The first piece of news is all about waiting. Vancouverites will have to wait at least another 6 months before they find out if the VAG will expand into the adjoining space under Robson Square, or move location entirely. The expansion option has been extended to June 5th, 2005, which gives more time for the master planning committee to complete and present it's report.
I'm hoping they expand rather than move, as I can't picture anything else taking over the space. It fits so well, even though it wasn't intended as an art gallery.
Originally designed in 1907 by the same Francis Rattenbury who designed the BC Parliament buildings and Victoria's Empress Hotel, it was B.C.'s second provincial courthouse.
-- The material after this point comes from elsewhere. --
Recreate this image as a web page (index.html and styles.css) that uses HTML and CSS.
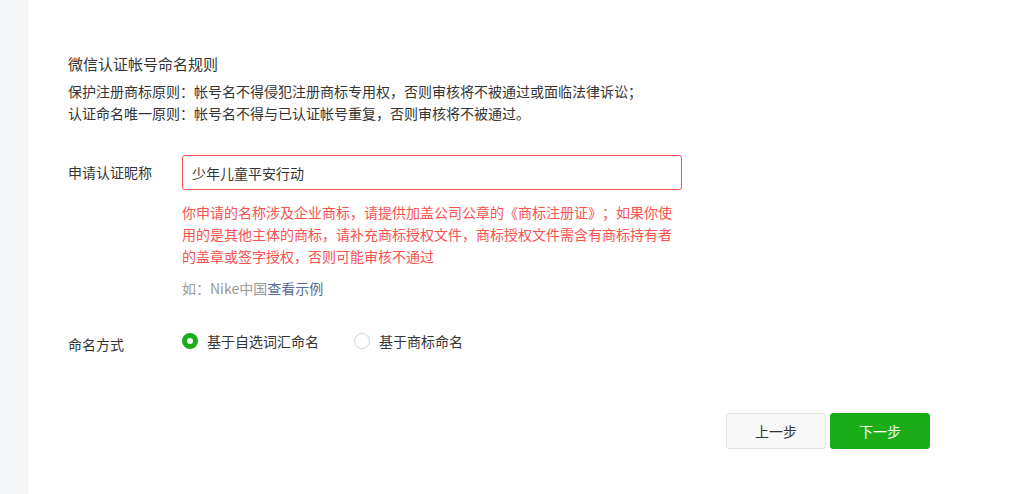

It closed in August of 1979, and was extensively (and expensively) converted by Arthur Erickson and Associates for the express use of the VAG. If you're interested in getting background information about the courthouse, visit Aneil Manhas' excellent website. For more details on the expansion, check out this CBC posting.
The second piece of news is the one I'm REALLY excited about. The VAG has acquired a photo collection of 463 prints by 155 artists, with prints from some of my favourite photographers; Henri Cartier-Bresson, Julia Margaret Cameron, Margaret Bourke-White, Dorothea Lange, Ansel Adams and Tina Modotti. Valued at $2 million dollars CDN, it's bound to be an amateur photographer's bliss. I'm sure there will be
Here's the blurb from the VAG:
REAL PICTURES: PHOTOGRAPHS FROM THE COLLECTION OF CLAUDIA BECK AND ANDREW GRUFT
From canonical figures in the history of photography Henri Cartier-Bresson, Robert Frank, André Kertész, Nadar, William Henry Fox Talbot and Edward Weston to contemporary Vancouver artists such as Roy Arden, Stephen Waddell, Scott McFarland and Karin Bubas, this exhibition presents more than 300 photographic works from the outstanding collection of Claudia Beck and Andrew Gruft. Assembled over three decades, the Beck/Gruft collection is notable for its emphasis on vintage prints and focuses on the descriptive power of photography. These images are both documents and fictions, evoking an ongoing fascination with photography’s compelling position in a realm between truth and artifice.